Here is the useful truth: companies that choose Ashby are usually the ones where humans read your application fastest. Understanding who those humans are, and how the tool shapes their reading, changes what a smart application looks like. Mostly, it means the keyword-stuffing playbook is the wrong playbook.

What Ashby is, and what using it says about the company

Ashby is a modern applicant tracking system built for startups and scale-ups, the same product category as Greenhouse and Lever but a newer generation, with recruiting analytics, scheduling, and sourcing folded into one tool. When a company posts jobs through Ashby, applicants see a clean hosted job board (that jobs.ashbyhq.com link) or an embedded application form on the company's own site.

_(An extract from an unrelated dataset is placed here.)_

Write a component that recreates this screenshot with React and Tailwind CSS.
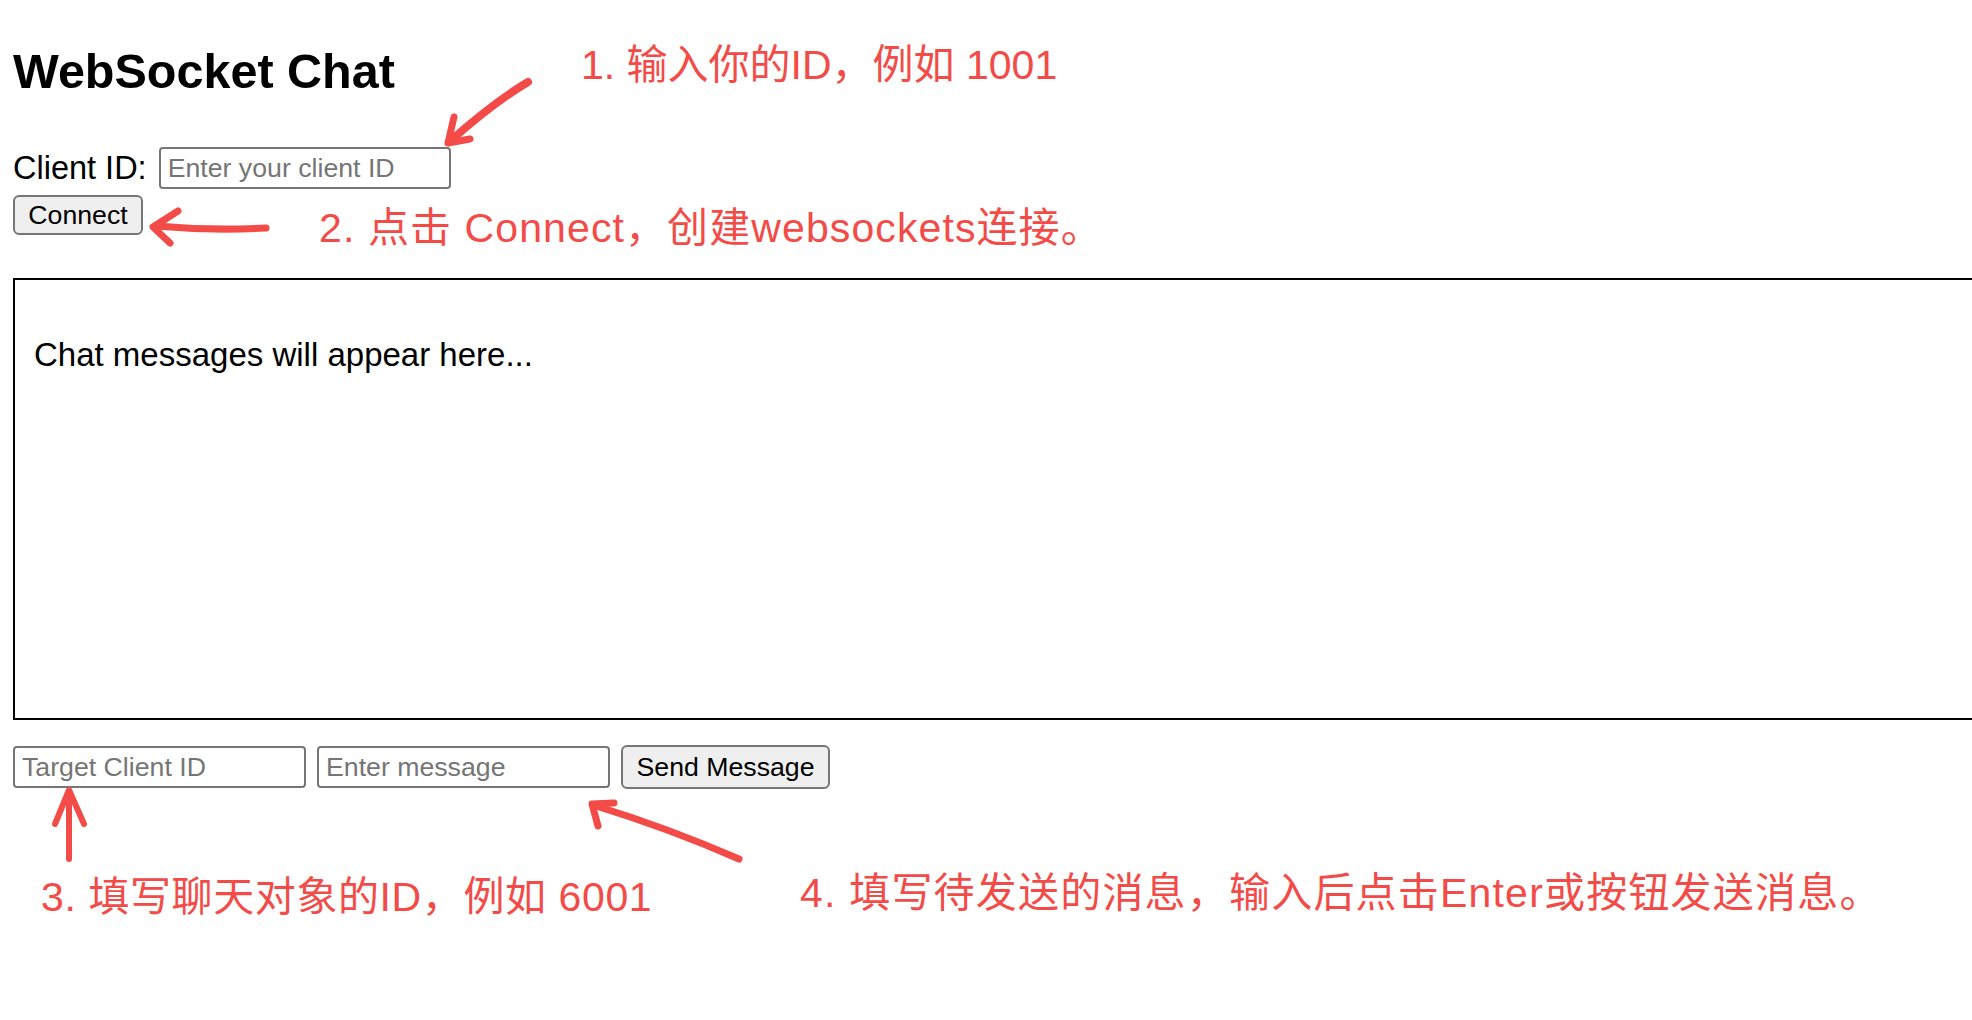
import React from "react";

const RED = "#f34b47";

function Arrows() {
  return (
    <svg
      className="absolute inset-0 pointer-events-none"
      width="1972"
      height="1020"
      viewBox="0 0 1972 1020"
      fill="none"
      stroke={RED}
      strokeLinecap="round"
      strokeLinejoin="round"
    >
      {/* arrow 1 */}
      <path d="M528 82 Q494 102 449 142" strokeWidth="8" />
      <path d="M454 117 L448 143 L470 139" strokeWidth="7" />
      {/* arrow 2 */}
      <path d="M266 228 Q212 231 156 226" strokeWidth="7" />
      <path d="M178 211 L153 227 L170 243" strokeWidth="7" />
      {/* arrow 3 */}
      <path d="M69 859 L69 792" strokeWidth="6" />
      <path d="M55 824 L69 790 L84 824" strokeWidth="6" />
      {/* arrow 4 */}
      <path d="M739 859 Q668 828 593 805" strokeWidth="7" />
      <path d="M614 803 L592 804 L598 826" strokeWidth="7" />
    </svg>
  );
}

export default function App() {
  return (
    <div className="relative w-full h-[1020px] overflow-hidden bg-white text-black font-['Liberation_Sans','Noto_Sans_CJK_SC',sans-serif]">
      <div className="pl-[13px] pt-[44px]">
        <h2 className="text-[48.5px] font-bold leading-[55px]">WebSocket Chat</h2>

        <div className="mt-[48px] flex items-center gap-[12px]">
          <span className="text-[32.5px] leading-[37px]">Client ID:</span>
          <input
            type="text"
            placeholder="Enter your client ID"
            className="w-[292px] h-[42px] border-2 border-[#767676] rounded-[4px] px-[7px] text-[26.7px] placeholder:text-[#757575] outline-none"
          />
        </div>

        <button className="mt-[6px] block h-[40px] w-[130px] bg-[#efefef] border-2 border-[#767676] rounded-[6px] text-[26.7px] leading-none">
          Connect
        </button>

        <div className="mt-[43px] h-[442px] w-[2000px] border-2 border-black pl-[19px] pt-[56px]">
          <p className="text-[33px] leading-[37px]">Chat messages will appear here...</p>
        </div>

        <div className="mt-[25px] flex items-center gap-[11px]">
          <input
            type="text"
            placeholder="Target Client ID"
            className="w-[293px] h-[42px] border-2 border-[#767676] rounded-[4px] px-[7px] text-[26.7px] placeholder:text-[#757575] outline-none"
          />
          <input
            type="text"
            placeholder="Enter message"
            className="w-[293px] h-[42px] border-2 border-[#767676] rounded-[4px] px-[7px] text-[26.7px] placeholder:text-[#757575] outline-none"
          />
          <button className="h-[44px] w-[209px] bg-[#efefef] border-2 border-[#767676] rounded-[6px] text-[26.7px] leading-none">
            Send Message
          </button>
        </div>
      </div>

      <div className="absolute left-[581px] top-[41px] text-[41px] leading-[48px] text-[#f34b47] whitespace-nowrap">
        1. 输入你的ID，例如 1001
      </div>
      <div className="absolute left-[319px] top-[204px] text-[41px] leading-[48px] tracking-[1.1px] text-[#f34b47] whitespace-nowrap">
        2. 点击 Connect，创建websockets连接。
      </div>
      <div className="absolute left-[41px] top-[873px] text-[41px] leading-[48px] tracking-[0.6px] text-[#f34b47] whitespace-nowrap">
        3. 填写聊天对象的ID，例如 6001
      </div>
      <div className="absolute left-[800px] top-[869px] text-[41px] leading-[48px] tracking-[1.2px] text-[#f34b47] whitespace-nowrap">
        4. 填写待发送的消息，输入后点击Enter或按钮发送消息。
      </div>

      <Arrows />
    </div>
  );
}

The choice of Ashby tells you something about the company itself, the way any tool choice does:

That inverts the standard advice. Against a literal keyword search, coverage is king. Against a fast expert reader, clarity and specificity are king, and padding is a tax.

What happens after you hit apply

The pipeline is recognizable if you have read about other systems, with a startup flavor to each step.

Your application lands in the role's pipeline. Resume parsed into a profile (titles, employers, dates), your answers to any custom questions attached, everything visible to the hiring team. Parsing quality still matters here, a scrambled work history reads badly in profile view even to a sympathetic human, so the usual structural hygiene applies: single column, standard headings, clear month-year dates.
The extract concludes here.